Mi figura colgaba de un poste en el caluroso mediodía de aquel pueblo llanero. Al pueblo le fijaron las 5:00 de la tarde, buena hora para quemarme con la fresca. Mi sobrino Rubén Herrera, cantor de música llanera, me advirtió: “Tío, écheme la bendición y no se aparezca por el Guárico, más allá de Santa María, porque usted es el Judas al que van a quemar este año, ¿le parece poco?, usted dejó a esa gente sin fiesta y sin domingo, eso nada más le digo, váyase por la costa”.

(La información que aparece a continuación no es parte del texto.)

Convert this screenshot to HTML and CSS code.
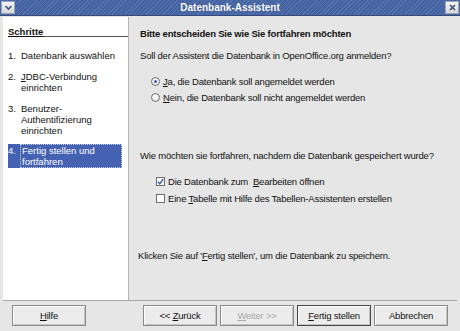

Corría 2009 y yo presidía la Comisión de Ambiente de la Asamblea Nacional, donde un grupo de personas introdujo una ley de protección a la fauna. Un día entró a mi oficina un hombre joven, se quitó la camisa y me mostró la espalda, lacerada de cicatrices. Me contó que hacía una exhibición con su traje de torero en Margarita y cuando salió fue atrapado por damas de la sociedad protectora de animales. La multitud le rompió la ropa y con un estilete lo puyaba para que sintiera lo que siente el toro en las corridas. A la semana siguiente recibí a las “justicieras” y me confirmaron la versión del novillero, sentenciando: “a esa no le quedan más ganas de torturar a un animal”.
Antes de aprobar un solo artículo, se corrió que allí prohibíamos los toros coleados y las peleas de gallos. Dijeron que el autor del desaguisado era un diputado comeflor, ignorante de la llaneridad. A los protectores de animales les dieron esta versión de mi prontuario: en mi adolescencia habría sido becerrero (cierto) y, de adulto, coleador (incierto). Ambos bandos me quemarían el Domingo de Resurrección. Pero solo los llaneros redujeron a ceniza, entre insultos, petardos y triki-traki, aquel monigote que lucía mi nombre en el pecho.
La Ley se aprobó sin prohibir nada, al igual que un reciente acuerdo que para nada afecta a San Antonio (Dios me libre) ni al tamunangue. Ya aclaré a mi cuñada y a mis guaras sobrinas políticas, nacidas y criadas en Lara, que no abolí el día de San Antonio (eso es potestad de Francisco I), ni mucho menos sus celebraciones. Pero, otra vez, no faltan los que quieren torturar al torero y quemar a Judas. Y todavía hay gente, me cuentan, que de Santa María de Ipire para allá me recuerda con rabia porque yo los dejé sin sus fiestas, aunque cada domingo vayan a la manga.